## Data segment
---------------

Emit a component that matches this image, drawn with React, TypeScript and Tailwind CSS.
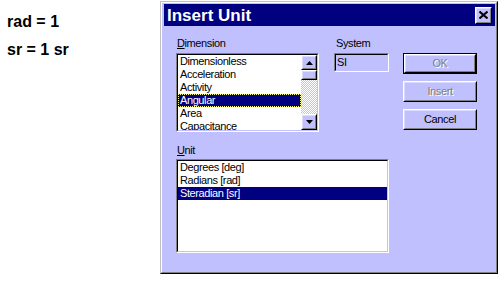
import type { ReactNode } from 'react';

function Raised({ className = '', children }: { className?: string; children?: ReactNode }) {
  return (
    <div className={`border border-t-white border-l-white border-r-black border-b-black ${className}`}>
      <div className="h-full w-full border border-t-[#dcdcff] border-l-[#dcdcff] border-r-[#808080] border-b-[#808080] bg-[#c0c0ff] flex items-center justify-center">
        {children}
      </div>
    </div>
  );
}

function Sunken({ className = '', children }: { className?: string; children?: ReactNode }) {
  return (
    <div className={`border border-t-[#808080] border-l-[#808080] border-r-white border-b-white ${className}`}>
      <div className="h-full w-full border border-t-black border-l-black border-r-[#c0c0ff] border-b-[#c0c0ff] flex overflow-hidden">
        {children}
      </div>
    </div>
  );
}

function Arrow({ down }: { down?: boolean }) {
  return (
    <svg width="7" height="4" viewBox="0 0 7 4">
      <polygon points={down ? '0,0 7,0 3.5,4' : '3.5,0 7,4 0,4'} fill="#000" />
    </svg>
  );
}

function Item({ label, selected, focus }: { label: string; selected?: boolean; focus?: boolean }) {
  return (
    <div
      className={
        'h-[13px] leading-[13px] pl-[2px] whitespace-nowrap ' +
        (selected ? 'bg-[#000080] text-white ' : 'text-black ') +
        (focus ? 'outline-1 outline-dotted outline-[#ffff80] -outline-offset-1' : '')
      }
    >
      {label}
    </div>
  );
}

function Button({ label, disabled, isDefault }: { label: string; disabled?: boolean; isDefault?: boolean }) {
  const text = disabled ? (
    <span className="text-[#808080] [text-shadow:1px_1px_0_#fff]">{label}</span>
  ) : (
    <span className="text-black">{label}</span>
  );
  if (isDefault) {
    return (
      <div className="h-[21px] w-[74px] border border-black">
        <Raised className="h-full w-full">{text}</Raised>
      </div>
    );
  }
  return <Raised className="h-[21px] w-[74px]">{text}</Raised>;
}

export default function App() {
  const dimensions = ['Dimensionless', 'Acceleration', 'Activity', 'Angular', 'Area', 'Capacitance'];
  const units = ['Degrees [deg]', 'Radians [rad]', 'Steradian [sr]'];

  return (
    <div className="flex w-[504px] h-[283px] bg-white font-['Liberation_Sans',Arial,sans-serif]">
      {/* worksheet text */}
      <div className="w-[160px] shrink-0 pl-[7px] pt-[8px] text-[16px] leading-[28px] font-bold text-black">
        <p>rad = 1</p>
        <p>sr = 1 sr</p>
      </div>

      {/* dialog */}
      <div className="mt-[1px] w-[338px] h-[273px] border border-t-[#c0c0c0] border-l-[#c0c0c0] border-r-black border-b-black">
        <div className="h-full flex flex-col bg-[#c0c0ff] border border-t-white border-l-white border-r-[#808080] border-b-[#808080] pt-[1px] pl-[2px] pr-[1px]">
          <div className="h-[22px] shrink-0 bg-[#000080] flex items-center justify-between">
            <span className="pl-[3px] pt-[1px] text-[17px] leading-[22px] font-bold text-white">Insert Unit</span>
            <Raised className="w-[17px] h-[17px] mr-[3px]">
              <svg width="9" height="8" viewBox="0 0 9 8">
                <path d="M0.5 0.5 L8.5 7.5 M8.5 0.5 L0.5 7.5" stroke="#000" strokeWidth="2" />
              </svg>
            </Raised>
          </div>

          <div className="flex-1 pl-[12px] pt-[11px] text-[11px] tracking-[-0.4px] leading-[13px] text-black">
            <div className="flex">
              <div className="w-[143px]">
                <div className="h-[16px] pl-[1px]"><u>D</u>imension</div>
                <Sunken className="h-[79px] bg-white">
                  <div className="flex-1 bg-white">
                    {dimensions.map(d => (
                      <Item key={d} label={d} selected={d === 'Angular'} focus={d === 'Angular'} />
                    ))}
                  </div>
                  <div className="w-[16px] flex flex-col">
                    <Raised className="h-[15px]"><Arrow /></Raised>
                    <Raised className="h-[10px]" />
                    <div className="flex-1 bg-[image:repeating-conic-gradient(#fff_0_25%,#c0c0ff_0_50%)] bg-[length:2px_2px]" />
                    <Raised className="h-[16px]"><Arrow down /></Raised>
                  </div>
                </Sunken>
              </div>

              <div className="ml-[15px] w-[55px]">
                <div className="h-[16px] pl-[2px]">System</div>
                <Sunken className="h-[19px]">
                  <div className="flex-1 bg-[#c0c0ff] pl-[1px] leading-[15px]">SI</div>
                </Sunken>
              </div>

              <div className="ml-[14px] mt-[16px] flex flex-col gap-[7px]">
                <Button label="OK" disabled isDefault />
                <Button label="Insert" disabled />
                <Button label="Cancel" />
              </div>
            </div>

            <div className="mt-[12px] h-[15px] pl-[1px]"><u>U</u>nit</div>
            <Sunken className="w-[213px] h-[94px]">
              <div className="flex-1 bg-white">
                {units.map(u => (
                  <Item key={u} label={u} selected={u === 'Steradian [sr]'} />
                ))}
              </div>
            </Sunken>
          </div>
        </div>
      </div>
    </div>
  );
}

---------------

## Objective
Reproduce every line exactly and omit all pictures.

## Worked solution
Emit a component that matches this image, drawn with React, TypeScript and Tailwind CSS.
import type { ReactNode } from 'react';

function Raised({ className = '', children }: { className?: string; children?: ReactNode }) {
  return (
    <div className={`border border-t-white border-l-white border-r-black border-b-black ${className}`}>
      <div className="h-full w-full border border-t-[#dcdcff] border-l-[#dcdcff] border-r-[#808080] border-b-[#808080] bg-[#c0c0ff] flex items-center justify-center">
        {children}
      </div>
    </div>
  );
}

function Sunken({ className = '', children }: { className?: string; children?: ReactNode }) {
  return (
    <div className={`border border-t-[#808080] border-l-[#808080] border-r-white border-b-white ${className}`}>
      <div className="h-full w-full border border-t-black border-l-black border-r-[#c0c0ff] border-b-[#c0c0ff] flex overflow-hidden">
        {children}
      </div>
    </div>
  );
}

function Arrow({ down }: { down?: boolean }) {
  return (
    <svg width="7" height="4" viewBox="0 0 7 4">
      <polygon points={down ? '0,0 7,0 3.5,4' : '3.5,0 7,4 0,4'} fill="#000" />
    </svg>
  );
}

function Item({ label, selected, focus }: { label: string; selected?: boolean; focus?: boolean }) {
  return (
    <div
      className={
        'h-[13px] leading-[13px] pl-[2px] whitespace-nowrap ' +
        (selected ? 'bg-[#000080] text-white ' : 'text-black ') +
        (focus ? 'outline-1 outline-dotted outline-[#ffff80] -outline-offset-1' : '')
      }
    >
      {label}
    </div>
  );
}

function Button({ label, disabled, isDefault }: { label: string; disabled?: boolean; isDefault?: boolean }) {
  const text = disabled ? (
    <span className="text-[#808080] [text-shadow:1px_1px_0_#fff]">{label}</span>
  ) : (
    <span className="text-black">{label}</span>
  );
  if (isDefault) {
    return (
      <div className="h-[21px] w-[74px] border border-black">
        <Raised className="h-full w-full">{text}</Raised>
      </div>
    );
  }
  return <Raised className="h-[21px] w-[74px]">{text}</Raised>;
}

export default function App() {
  const dimensions = ['Dimensionless', 'Acceleration', 'Activity', 'Angular', 'Area', 'Capacitance'];
  const units = ['Degrees [deg]', 'Radians [rad]', 'Steradian [sr]'];

  return (
    <div className="flex w-[504px] h-[283px] bg-white font-['Liberation_Sans',Arial,sans-serif]">
      {/* worksheet text */}
      <div className="w-[160px] shrink-0 pl-[7px] pt-[8px] text-[16px] leading-[28px] font-bold text-black">
        <p>rad = 1</p>
        <p>sr = 1 sr</p>
      </div>

      {/* dialog */}
      <div className="mt-[1px] w-[338px] h-[273px] border border-t-[#c0c0c0] border-l-[#c0c0c0] border-r-black border-b-black">
        <div className="h-full flex flex-col bg-[#c0c0ff] border border-t-white border-l-white border-r-[#808080] border-b-[#808080] pt-[1px] pl-[2px] pr-[1px]">
          <div className="h-[22px] shrink-0 bg-[#000080] flex items-center justify-between">
            <span className="pl-[3px] pt-[1px] text-[17px] leading-[22px] font-bold text-white">Insert Unit</span>
            <Raised className="w-[17px] h-[17px] mr-[3px]">
              <svg width="9" height="8" viewBox="0 0 9 8">
                <path d="M0.5 0.5 L8.5 7.5 M8.5 0.5 L0.5 7.5" stroke="#000" strokeWidth="2" />
              </svg>
            </Raised>
          </div>

          <div className="flex-1 pl-[12px] pt-[11px] text-[11px] tracking-[-0.4px] leading-[13px] text-black">
            <div className="flex">
              <div className="w-[143px]">
                <div className="h-[16px] pl-[1px]"><u>D</u>imension</div>
                <Sunken className="h-[79px] bg-white">
                  <div className="flex-1 bg-white">
                    {dimensions.map(d => (
                      <Item key={d} label={d} selected={d === 'Angular'} focus={d === 'Angular'} />
                    ))}
                  </div>
                  <div className="w-[16px] flex flex-col">
                    <Raised className="h-[15px]"><Arrow /></Raised>
                    <Raised className="h-[10px]" />
                    <div className="flex-1 bg-[image:repeating-conic-gradient(#fff_0_25%,#c0c0ff_0_50%)] bg-[length:2px_2px]" />
                    <Raised className="h-[16px]"><Arrow down /></Raised>
                  </div>
                </Sunken>
              </div>

              <div className="ml-[15px] w-[55px]">
                <div className="h-[16px] pl-[2px]">System</div>
                <Sunken className="h-[19px]">
                  <div className="flex-1 bg-[#c0c0ff] pl-[1px] leading-[15px]">SI</div>
                </Sunken>
              </div>

              <div className="ml-[14px] mt-[16px] flex flex-col gap-[7px]">
                <Button label="OK" disabled isDefault />
                <Button label="Insert" disabled />
                <Button label="Cancel" />
              </div>
            </div>

            <div className="mt-[12px] h-[15px] pl-[1px]"><u>U</u>nit</div>
            <Sunken className="w-[213px] h-[94px]">
              <div className="flex-1 bg-white">
                {units.map(u => (
                  <Item key={u} label={u} selected={u === 'Steradian [sr]'} />
                ))}
              </div>
            </Sunken>
          </div>
        </div>
      </div>
    </div>
  );
}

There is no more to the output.